Why Best Buy Ads sees retail media as integral to its customer-centric purpose

Sponsored by Best Buy Ads

Retail media networks have become critical for marketers, with retailers investing in ways that enable advertisers to engage consumers across online and offline channels. Given the wealth of retailers’ first-party customer data and measurement capabilities, retail media networks have become a natural fit for augmenting performance marketing programs.

Alongside the acceleration of RMN offerings, the ecosystem is becoming increasingly customer-centric. This emphasis on providing value to customers is especially apparent among retailers that choose a strategic approach to RMNs. 

In this new Q&A, Keith Bryan, president at Best Buy Ads, spoke with the Custom in-house agency at Digiday Media about how organizations approach RMNs and navigate new opportunities in the space.

How have marketers’ approaches to retail media networks evolved in the last year?

Keith Bryan: I think we’re still at a stage with RMNs where the slope is increasing. So it’s not at a hard inflection point, and I think it is still an accelerating crescendo coming from different areas within the world of retail. RMNs are not just for brands sold at retailers; they are for travel, for financial services — really, for any industry that can benefit from targeting based on first-party data. RMNs are for any organization that believes they have an opportunity to capitalize on first-party data with the deprecation of cookies. 

On the retailer’s side, I’d encourage retailers to be very thoughtful, as early as possible, about whether they’re building an RMN because it’s a new opportunistic play or because it’s a long-term strategic play. They need to consider whether the retail media business is part of an ecosystem that they’re developing.

Let’s talk more about that. What questions should retailers ask themselves when they prepare to enter the retail media network game?
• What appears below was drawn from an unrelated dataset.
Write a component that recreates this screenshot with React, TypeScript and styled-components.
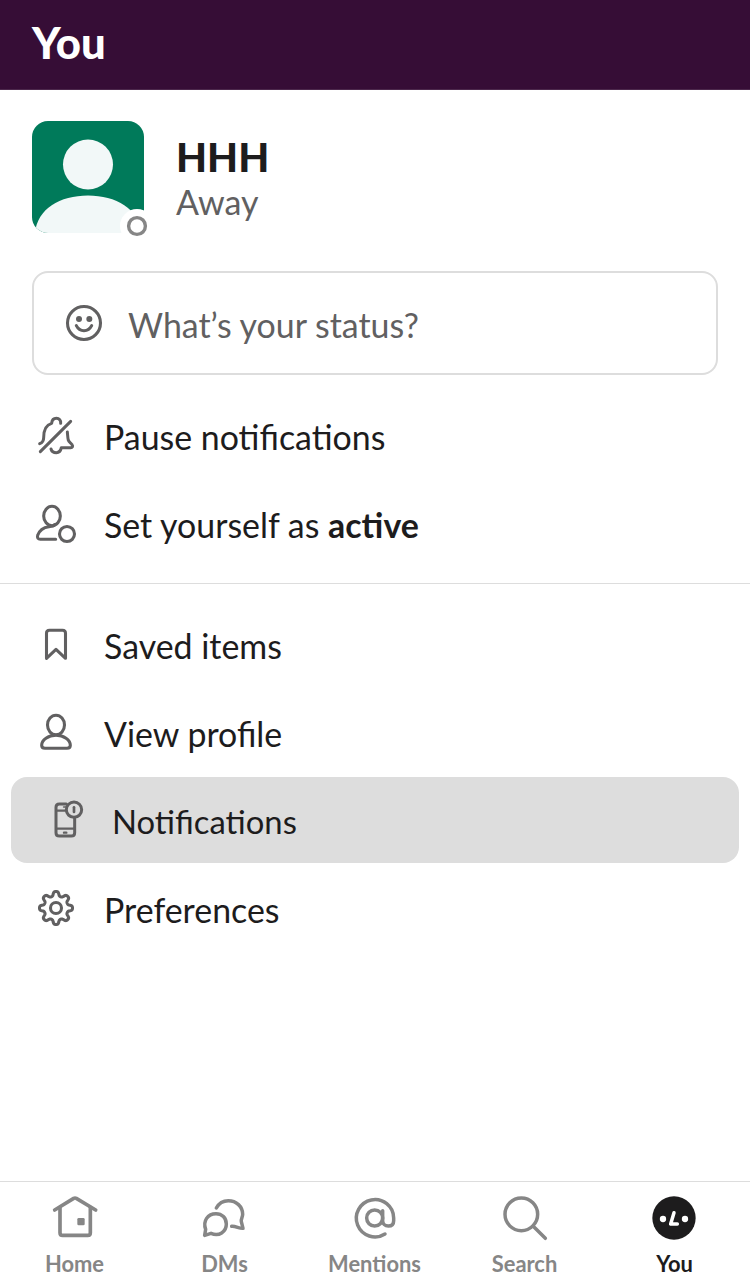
import React from 'react';
import styled, { createGlobalStyle } from 'styled-components';

const GlobalStyle = createGlobalStyle`
  * { box-sizing: border-box; }
  body {
    margin: 0;
    background: #fff;
    font-family: Lato, "Liberation Sans", sans-serif;
    color: #1d1c1d;
  }
`;

const Screen = styled.div`
  display: flex;
  flex-direction: column;
  width: 750px;
  height: 1280px;
  overflow: hidden;
  background: #fff;
`;

const Header = styled.header`
  height: 90px;
  padding: 16px 32px 0;
  background: #360d36;
  border-bottom: 1px solid #4c284c;
`;

const Title = styled.h1`
  margin: 0;
  color: #fff;
  font-size: 43.7px;
  font-weight: 900;
  line-height: 53px;
`;

const Profile = styled.section`
  display: flex;
  gap: 32px;
  padding: 31px 32px 0;
`;

const Avatar = styled.div`
  position: relative;
  width: 112px;
  height: 112px;
`;

const AvatarImage = styled.svg`
  display: block;
  width: 112px;
  height: 112px;
  border-radius: 16px;
`;

const Presence = styled.svg`
  position: absolute;
  left: 88px;
  top: 88px;
  width: 34px;
  height: 34px;
`;

const Identity = styled.div`
  padding-top: 12px;
`;

const Name = styled.div`
  font-size: 40.2px;
  font-weight: 900;
  line-height: 48px;
`;

const PresenceLabel = styled.div`
  color: #616061;
  font-size: 34px;
  line-height: 42px;
`;

const StatusField = styled.button`
  display: flex;
  align-items: center;
  gap: 20px;
  width: 686px;
  height: 104px;
  margin: 38px 32px 0;
  padding: 0 26px;
  border: 2px solid #dddddd;
  border-radius: 16px;
  background: #fff;
  color: #616061;
  font: inherit;
  font-size: 33.9px;
`;

const StatusPrompt = styled.span`
  padding-top: 4px;
`;

const Menu = styled.nav<{ $top: number }>`
  display: flex;
  flex-direction: column;
  padding-top: ${(p) => p.$top}px;
`;

const MenuRow = styled.a<{ $active?: boolean }>`
  display: flex;
  align-items: center;
  gap: 24px;
  height: ${(p) => (p.$active ? 86 : 88)}px;
  margin: ${(p) => (p.$active ? '0 11px 1px' : '0')};
  padding: 0 ${(p) => (p.$active ? 29 : 32)}px;
  border-radius: ${(p) => (p.$active ? 16 : 0)}px;
  background: ${(p) => (p.$active ? '#dddddd' : 'transparent')};
  font-size: ${(p) => (p.$active ? 32.8 : 33.9)}px;
`;

const MenuLabel = styled.span<{ $drop?: number }>`
  padding-top: ${(p) => p.$drop ?? 2}px;
`;

const Divider = styled.hr`
  width: 100%;
  height: 1px;
  margin: 15px 0 0;
  border: 0;
  background: #dddddd;
`;

const TabBar = styled.footer`
  display: grid;
  grid-template-columns: repeat(5, 1fr);
  height: 99px;
  margin-top: auto;
  border-top: 1px solid #dddddd;
`;

const Tab = styled.a<{ $active?: boolean }>`
  display: flex;
  flex-direction: column;
  align-items: center;
  padding: 12px 1px 0 0;
  color: ${(p) => (p.$active ? '#1d1c1d' : '#868686')};
  font-size: 21.9px;
  font-weight: 700;
  line-height: 26px;
  gap: 9px;
`;

const Glyph = styled.svg<{ $color?: string; $weight?: number }>`
  flex: none;
  width: 48px;
  height: 48px;
  color: ${(p) => p.$color ?? '#616061'};
  fill: none;
  stroke: currentColor;
  stroke-width: ${(p) => p.$weight ?? 9.2};
  stroke-linecap: round;
  stroke-linejoin: round;
`;

const TabGlyph = styled(Glyph)`
  position: relative;
  left: 0.5px;
`;

const SmileIcon = () => (
  <Glyph viewBox="120 117 144 144">
    <circle cx="192" cy="189" r="49.5" />
    <circle cx="177" cy="177" r="9" fill="currentColor" stroke="none" />
    <circle cx="208" cy="177" r="9" fill="currentColor" stroke="none" />
    <path d="M169 197c5 10 13 15 23 15s18-5 23-15" />
  </Glyph>
);

const BellOffIcon = () => (
  <Glyph viewBox="36 36 144 144" $weight={9}>
    <path d="M59 131c8-3 12-9 12-18 0-21 5-38 24-43 1-10 6-15 14-15 9 0 14 6 13 15" />
    <path d="M61 155L152 64" />
    <path d="M142 96c1 9 1 17 3 25 2 6 8 8 11 13 4 5 1 9-4 9h-28c-2 10-7 15-15 15s-14-4-16-11" />
  </Glyph>
);

const ActiveIcon = () => (
  <Glyph viewBox="36 300 144 144">
    <ellipse cx="96" cy="348" rx="25" ry="29" />
    <path d="M107 418H61c-7 0-10-5-8-12 5-15 18-24 34-26 10-2 16-1 17-6" />
    <circle cx="141" cy="402" r="22.5" />
  </Glyph>
);

const BookmarkIcon = () => (
  <Glyph viewBox="36 33 144 144">
    <path d="M79.500 145V70q0-9 9-9h39q9 0 9 9v75L108 118z" />
  </Glyph>
);

const PersonIcon = () => (
  <Glyph viewBox="36 297 144 144">
    <ellipse cx="108" cy="345" rx="25.500" ry="29.500" />
    <path d="M108 376c23 0 43 13 43 30 0 6-4 9-10 9H75c-6 0-10-3-10-9 0-17 20-30 43-30z" />
  </Glyph>
);

const PhoneAlertIcon = () => (
  <Glyph viewBox="120 93 144 144" $weight={9}>
    <path d="M199 117h-21q-10 0-10 10v76q0 10 10 10h36q10 0 10-10v-43" />
    <path d="M170 137h27M170 191h52" strokeWidth="7" />
    <path d="M191 126h6" strokeWidth="5" />
    <path d="M192 203h7" strokeWidth="7" />
    <circle cx="222" cy="134" r="23" />
    <path d="M222 127v14" strokeWidth="8" />
  </Glyph>
);

/* Eight-lobed cog outline: a flattened wave wrapped around a circle. */
const cogPath =
  Array.from({ length: 192 }, (_, i) => {
    const angle = (i / 192) * Math.PI * 2;
    const wave = Math.tanh(1.7 * Math.cos(8 * angle)) / Math.tanh(1.7);
    const radius = 43 + 6.5 * wave;
    const x = 108 + radius * Math.cos(angle);
    const y = 99 + radius * Math.sin(angle);
    return `${i ? 'L' : 'M'}${x.toFixed(2)} ${y.toFixed(2)}`;
  }).join('') + 'Z';

const CogIcon = () => (
  <Glyph viewBox="36 27 144 144">
    <path d={cogPath} />
    <circle cx="108" cy="99" r="16.500" />
  </Glyph>
);

const HomeIcon = () => (
  <TabGlyph viewBox="153 72 144 144" $color="#868686" $weight={11}>
    <path d="M164 120L221 85q4-2 8 0L287 120" />
    <path d="M180 112v76q0 8 8 8h75q8 0 8-8v-76" />
    <rect x="232" y="144" width="22" height="22" rx="4" fill="currentColor" stroke="none" />
  </TabGlyph>
);

const MessagesIcon = () => (
  <TabGlyph viewBox="603 72 144 144" $color="#868686" $weight={10.5}>
    <path d="M649 114c8-15 20-22 36-22 24 0 43 18 43 41 0 9-6 14-4 22l5 20c-12 1-21-7-34-6" />
    <path d="M617 178c-9-25 6-47 31-47 18 0 31 13 31 31 0 24-22 38-46 28l-19 6z" />
  </TabGlyph>
);

const AtIcon = () => (
  <TabGlyph viewBox="153 72 144 144" $color="#868686" $weight={10.5}>
    <path d="M255 192A56 56 0 1 1 281 144v8c0 10-6 16-16 16s-17-6-17-16v-30" />
    <circle cx="224" cy="144" r="24" />
  </TabGlyph>
);

const SearchIcon = () => (
  <TabGlyph viewBox="603 72 144 144" $color="#868686" $weight={10.5}>
    <circle cx="664" cy="133" r="49" />
    <path d="M699 168l37 37" />
  </TabGlyph>
);

const FaceIcon = () => (
  <TabGlyph viewBox="153 72 144 144" $color="#1d1c1d">
    <circle cx="222" cy="144" r="65" fill="currentColor" stroke="none" />
    <circle cx="189" cy="147" r="9.500" fill="#fff" stroke="none" />
    <circle cx="255" cy="147" r="9.500" fill="#fff" stroke="none" />
    <path d="M222 128l-10 34h20" stroke="#fff" strokeWidth="10.5" />
  </TabGlyph>
);

export default function App() {
  return (
    <>
      <GlobalStyle />
      <Screen>
        <Header>
          <Title>You</Title>
        </Header>
        <Profile>
          <Avatar>
            <AvatarImage viewBox="0 0 112 112">
              <rect width="112" height="112" fill="#007a5a" />
              <circle cx="56" cy="43.500" r="25" fill="#f2f8f8" />
              <path d="M3 112C5 88 28 74.500 56 74.500S107 88 109 112z" fill="#f2f8f8" />
            </AvatarImage>
            <Presence viewBox="0 0 34 34">
              <circle cx="17" cy="17" r="17" fill="#fff" />
              <circle cx="17" cy="17" r="8.4" fill="none" stroke="#868686" strokeWidth="3.4" />
            </Presence>
          </Avatar>
          <Identity>
            <Name>HHH</Name>
            <PresenceLabel>Away</PresenceLabel>
          </Identity>
        </Profile>
        <StatusField>
          <SmileIcon />
          <StatusPrompt>What’s your status?</StatusPrompt>
        </StatusField>
        <Menu $top={17}>
          <MenuRow><BellOffIcon /><MenuLabel>Pause notifications</MenuLabel></MenuRow>
          <MenuRow><ActiveIcon /><MenuLabel>Set yourself as <b>active</b></MenuLabel></MenuRow>
        </Menu>
        <Divider />
        <Menu $top={17}>
          <MenuRow><BookmarkIcon /><MenuLabel>Saved items</MenuLabel></MenuRow>
          <MenuRow><PersonIcon /><MenuLabel>View profile</MenuLabel></MenuRow>
          <MenuRow $active><PhoneAlertIcon /><MenuLabel>Notifications</MenuLabel></MenuRow>
          <MenuRow><CogIcon /><MenuLabel $drop={4}>Preferences</MenuLabel></MenuRow>
        </Menu>
        <TabBar>
          <Tab><HomeIcon />Home</Tab>
          <Tab><MessagesIcon />DMs</Tab>
          <Tab><AtIcon />Mentions</Tab>
          <Tab><SearchIcon />Search</Tab>
          <Tab $active><FaceIcon />You</Tab>
        </TabBar>
      </Screen>
    </>
  );
}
Keith Bryan: They should get clarity about whether their RMN is primarily about creating opportunities to generate some operating income or if it’s about a long-term strategic play. With an opportunistic approach, companies are looking to make money because margins are compressed. If it’s a strategic play, that will lead companies’ decision-making. They’ll be able to better answer several questions. Do they want to insource or outsource? How do they want to organize their teams? What kind of talent do they want internally? What kind of technology do they need internally? Is this just about monetizing around a transaction? Or is this about unlocking customer experiences and value propositions? 

If they’re going opportunistically, they can create their experiences — like their website, their app or curbside pickup —- and use a partner to augment that and offer ad inventory. But if it’s strategic, their ad business needs to be integrated and at the table from the first conversation. It’s about truly weaving advertising inventory and experiences into the customer experience. If brands want to actually create more content or invest in new customer value propositions, then they’re going to be motivated to look at the retail media business as a strategic asset that they need to build and invest in. 

There’s a huge difference there that has major implications for how they build their teams, talent and technology. Industry-wide, there is increasing recognition for those of us, like Best Buy Ads, that view retail media as a strategic priority within the retail ecosystem that it is facilitating customer experiences. 

How has this strategic approach changed how you operate?

Keith Bryan: We are constantly evaluating and evolving the relationship between our advertising offerings and the mix of communicating value propositions. We’re also learning via insights gained through our ads about value propositions that resonate with our end customers. Sometimes, our engagement with our customers is enhanced by a value proposition and stops there because the data we generate through that interaction alone adds such fidelity to our understanding of our customer relationship. Those insights are worth their weight in gold in terms of creating campaigns where we do have inventory. 

But we’re not saturating the customer experience with ads. We’re introducing value propositions that we hope customers enjoy. Since they engage with us more because of that level of relationship, it adds so much richness and fidelity to our first-party data that that’s where the value to us comes in — not by throwing an ad in front of their face. 

Given today’s complex customer journeys, how do retail media networks fit into brands’ omnichannel strategies?

Keith Bryan: Today’s consumers are always in a shopping mindset to some degree —  whether they are already on their purchase path or not. From a technology and media standpoint, gone are the days when consumers buy nearly everything from retailers. It’s no longer so black and white: this is commerce, this is editorial, or this is entertainment. The lines between those buckets are blurred at best, which is why ad formats increasingly feel like shoppable content.

Media is also increasingly capable of facilitating commerce, and connected TV is a great example of that. You can watch CTV on basically any platform these days and see an ad. It’s the same look and feel as a retargeting ad but with a QR code or a button that says “shop now,” converting the experience from your big screen to the little screen in your hand.

All those kinds of commerce shopping opportunities are ripe for retail media because first-party retail data is often the best data to reach consumers programmatically. How does a brand show up in front of a consumer because they’re a great target for that ad? In many cases, it’s through a retail media transaction. 

If you see an ad on CTV that looks like it’s a blend of a retail value proposition with a brand, there is an increasing probability — and a very high probability when it comes to Best Buy — that the ad was a product of a retail media transaction. And it should be because it’s the best data to reach the audience and it’s the best way to measure the ad’s performance. And it puts brands in front of customers in the moments their brands matter most to those customers — what could be more customer-centric than that?